#### WORK TO BE COMPLETED:
Copy down every line where the string "React" shows up.

#### PROVIDED INFORMATION:
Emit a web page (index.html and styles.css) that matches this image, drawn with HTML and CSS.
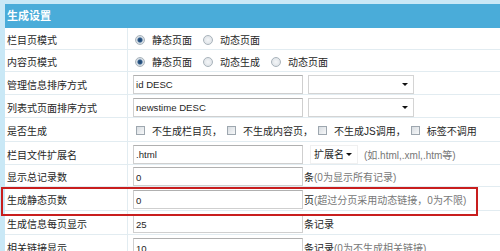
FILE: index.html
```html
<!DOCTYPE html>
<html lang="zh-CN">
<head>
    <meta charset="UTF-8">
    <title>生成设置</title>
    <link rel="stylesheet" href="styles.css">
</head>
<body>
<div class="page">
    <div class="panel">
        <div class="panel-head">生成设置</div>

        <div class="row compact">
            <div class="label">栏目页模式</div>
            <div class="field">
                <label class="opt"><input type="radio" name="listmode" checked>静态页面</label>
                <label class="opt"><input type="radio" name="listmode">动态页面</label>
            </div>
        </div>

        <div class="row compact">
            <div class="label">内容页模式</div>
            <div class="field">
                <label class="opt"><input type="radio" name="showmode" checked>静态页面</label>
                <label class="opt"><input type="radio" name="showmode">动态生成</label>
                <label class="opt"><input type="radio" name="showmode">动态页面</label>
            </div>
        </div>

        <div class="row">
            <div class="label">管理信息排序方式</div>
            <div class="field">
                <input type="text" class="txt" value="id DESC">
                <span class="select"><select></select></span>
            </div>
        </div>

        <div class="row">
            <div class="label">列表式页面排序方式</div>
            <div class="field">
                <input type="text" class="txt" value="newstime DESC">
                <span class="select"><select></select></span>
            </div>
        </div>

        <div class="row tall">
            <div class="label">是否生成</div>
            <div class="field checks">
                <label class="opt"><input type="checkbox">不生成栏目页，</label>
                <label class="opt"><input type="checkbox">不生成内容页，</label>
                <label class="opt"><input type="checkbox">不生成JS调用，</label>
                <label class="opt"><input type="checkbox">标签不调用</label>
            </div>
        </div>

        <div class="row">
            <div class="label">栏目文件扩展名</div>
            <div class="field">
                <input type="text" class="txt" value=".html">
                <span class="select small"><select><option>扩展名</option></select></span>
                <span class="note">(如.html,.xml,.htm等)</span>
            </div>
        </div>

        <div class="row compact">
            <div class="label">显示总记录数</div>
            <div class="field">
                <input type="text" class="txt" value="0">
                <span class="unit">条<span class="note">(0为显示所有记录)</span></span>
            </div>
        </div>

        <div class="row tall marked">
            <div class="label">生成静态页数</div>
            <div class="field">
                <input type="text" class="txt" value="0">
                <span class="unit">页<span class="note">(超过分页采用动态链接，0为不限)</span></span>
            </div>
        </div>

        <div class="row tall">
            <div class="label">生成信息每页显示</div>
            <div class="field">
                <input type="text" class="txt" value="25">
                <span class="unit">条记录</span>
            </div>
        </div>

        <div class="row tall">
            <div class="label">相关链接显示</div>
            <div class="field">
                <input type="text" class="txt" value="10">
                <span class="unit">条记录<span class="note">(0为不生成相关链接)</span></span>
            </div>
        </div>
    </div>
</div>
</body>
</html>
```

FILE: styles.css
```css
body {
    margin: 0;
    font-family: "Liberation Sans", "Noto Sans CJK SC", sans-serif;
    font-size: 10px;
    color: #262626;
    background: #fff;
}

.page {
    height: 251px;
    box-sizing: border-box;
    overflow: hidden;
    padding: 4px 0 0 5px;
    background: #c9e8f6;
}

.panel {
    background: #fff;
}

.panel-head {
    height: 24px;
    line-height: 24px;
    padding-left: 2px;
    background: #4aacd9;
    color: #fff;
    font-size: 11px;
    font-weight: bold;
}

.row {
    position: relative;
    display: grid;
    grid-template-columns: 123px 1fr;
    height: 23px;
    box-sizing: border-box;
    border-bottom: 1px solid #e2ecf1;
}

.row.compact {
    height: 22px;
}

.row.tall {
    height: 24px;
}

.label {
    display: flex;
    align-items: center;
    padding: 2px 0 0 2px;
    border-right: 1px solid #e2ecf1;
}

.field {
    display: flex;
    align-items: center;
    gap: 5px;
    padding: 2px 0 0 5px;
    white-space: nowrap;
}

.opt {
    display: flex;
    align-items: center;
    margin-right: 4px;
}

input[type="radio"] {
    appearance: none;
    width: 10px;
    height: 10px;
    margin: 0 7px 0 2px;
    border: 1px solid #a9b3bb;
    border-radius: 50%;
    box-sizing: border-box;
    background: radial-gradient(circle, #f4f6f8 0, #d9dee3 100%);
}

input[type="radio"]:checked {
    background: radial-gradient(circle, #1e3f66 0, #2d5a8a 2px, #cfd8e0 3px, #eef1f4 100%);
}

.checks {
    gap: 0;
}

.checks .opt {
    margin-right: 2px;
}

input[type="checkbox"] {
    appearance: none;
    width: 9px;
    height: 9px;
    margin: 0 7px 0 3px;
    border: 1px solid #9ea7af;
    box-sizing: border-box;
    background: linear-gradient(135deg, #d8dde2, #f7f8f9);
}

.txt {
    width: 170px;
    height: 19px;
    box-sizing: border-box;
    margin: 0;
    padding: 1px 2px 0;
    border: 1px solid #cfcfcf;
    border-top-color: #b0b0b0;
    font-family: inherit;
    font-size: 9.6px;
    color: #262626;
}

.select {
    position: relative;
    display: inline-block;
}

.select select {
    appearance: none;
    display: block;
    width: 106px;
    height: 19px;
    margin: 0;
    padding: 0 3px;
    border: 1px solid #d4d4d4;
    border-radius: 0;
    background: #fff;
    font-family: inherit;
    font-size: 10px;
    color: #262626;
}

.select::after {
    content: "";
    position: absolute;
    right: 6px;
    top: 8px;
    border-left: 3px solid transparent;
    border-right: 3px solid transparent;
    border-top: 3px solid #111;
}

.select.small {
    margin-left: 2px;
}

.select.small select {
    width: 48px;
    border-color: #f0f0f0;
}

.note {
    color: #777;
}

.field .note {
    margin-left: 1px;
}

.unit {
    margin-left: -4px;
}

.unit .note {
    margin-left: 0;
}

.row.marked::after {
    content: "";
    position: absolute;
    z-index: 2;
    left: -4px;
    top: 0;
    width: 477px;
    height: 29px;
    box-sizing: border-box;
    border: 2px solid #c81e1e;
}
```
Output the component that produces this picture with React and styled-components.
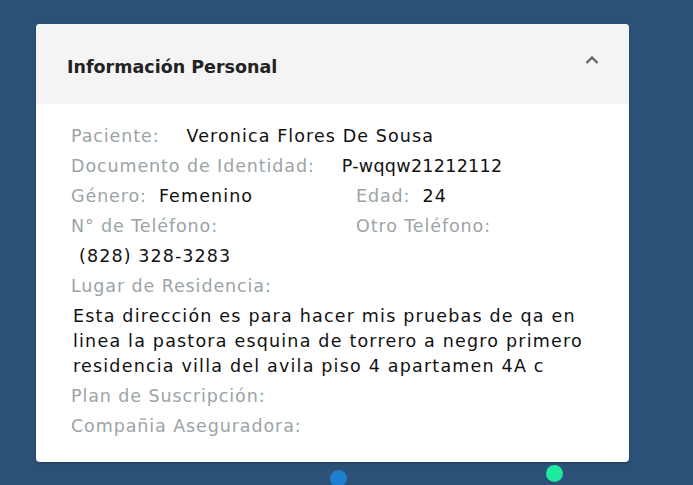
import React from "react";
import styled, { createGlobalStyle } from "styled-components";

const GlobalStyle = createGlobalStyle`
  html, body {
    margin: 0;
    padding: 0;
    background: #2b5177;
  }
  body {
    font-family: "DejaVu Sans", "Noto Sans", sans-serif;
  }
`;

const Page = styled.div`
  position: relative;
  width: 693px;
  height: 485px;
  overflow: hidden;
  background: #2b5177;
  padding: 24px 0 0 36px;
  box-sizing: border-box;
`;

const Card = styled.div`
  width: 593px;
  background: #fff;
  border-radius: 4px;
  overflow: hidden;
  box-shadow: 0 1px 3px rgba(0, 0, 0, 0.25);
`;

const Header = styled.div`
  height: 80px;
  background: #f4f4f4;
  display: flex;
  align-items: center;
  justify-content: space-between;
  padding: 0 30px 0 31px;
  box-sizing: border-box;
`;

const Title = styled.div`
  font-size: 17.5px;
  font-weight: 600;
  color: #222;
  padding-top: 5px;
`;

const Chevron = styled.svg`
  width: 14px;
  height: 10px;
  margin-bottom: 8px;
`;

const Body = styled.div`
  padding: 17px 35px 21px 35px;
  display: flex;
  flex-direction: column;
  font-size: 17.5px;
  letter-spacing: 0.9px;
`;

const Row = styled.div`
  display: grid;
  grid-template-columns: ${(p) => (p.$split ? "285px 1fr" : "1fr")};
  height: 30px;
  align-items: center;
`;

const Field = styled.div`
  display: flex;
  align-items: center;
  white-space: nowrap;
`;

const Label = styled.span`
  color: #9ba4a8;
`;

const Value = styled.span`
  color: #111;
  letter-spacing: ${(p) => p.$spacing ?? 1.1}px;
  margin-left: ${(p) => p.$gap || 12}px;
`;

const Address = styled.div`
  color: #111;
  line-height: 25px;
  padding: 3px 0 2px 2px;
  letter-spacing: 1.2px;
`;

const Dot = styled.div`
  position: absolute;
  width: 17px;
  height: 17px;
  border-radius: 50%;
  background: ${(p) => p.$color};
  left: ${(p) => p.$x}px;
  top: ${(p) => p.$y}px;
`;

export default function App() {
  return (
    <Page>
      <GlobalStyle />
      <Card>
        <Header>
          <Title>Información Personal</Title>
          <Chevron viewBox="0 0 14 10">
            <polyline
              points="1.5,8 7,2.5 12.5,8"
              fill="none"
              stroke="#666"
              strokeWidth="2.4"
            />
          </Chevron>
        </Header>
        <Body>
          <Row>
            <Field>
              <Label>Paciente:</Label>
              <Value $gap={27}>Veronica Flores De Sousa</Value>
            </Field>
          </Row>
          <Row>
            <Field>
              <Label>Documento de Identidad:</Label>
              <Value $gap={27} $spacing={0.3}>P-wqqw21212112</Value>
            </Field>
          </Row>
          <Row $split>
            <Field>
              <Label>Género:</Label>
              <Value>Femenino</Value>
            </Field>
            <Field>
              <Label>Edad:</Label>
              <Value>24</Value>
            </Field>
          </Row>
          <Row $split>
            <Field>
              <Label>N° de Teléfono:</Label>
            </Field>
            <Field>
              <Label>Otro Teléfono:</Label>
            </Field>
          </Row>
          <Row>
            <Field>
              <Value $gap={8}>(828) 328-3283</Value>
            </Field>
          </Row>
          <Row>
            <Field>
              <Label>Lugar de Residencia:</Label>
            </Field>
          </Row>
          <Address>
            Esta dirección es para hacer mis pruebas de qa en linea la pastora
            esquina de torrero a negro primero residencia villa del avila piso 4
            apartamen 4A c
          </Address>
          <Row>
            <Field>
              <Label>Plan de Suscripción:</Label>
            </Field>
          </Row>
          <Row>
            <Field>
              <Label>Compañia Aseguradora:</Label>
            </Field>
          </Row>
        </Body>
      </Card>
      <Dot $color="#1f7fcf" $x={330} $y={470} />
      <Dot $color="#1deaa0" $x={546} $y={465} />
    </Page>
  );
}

#### WORKED ANSWER:
Output the component that produces this picture with React and styled-components.
import React from "react";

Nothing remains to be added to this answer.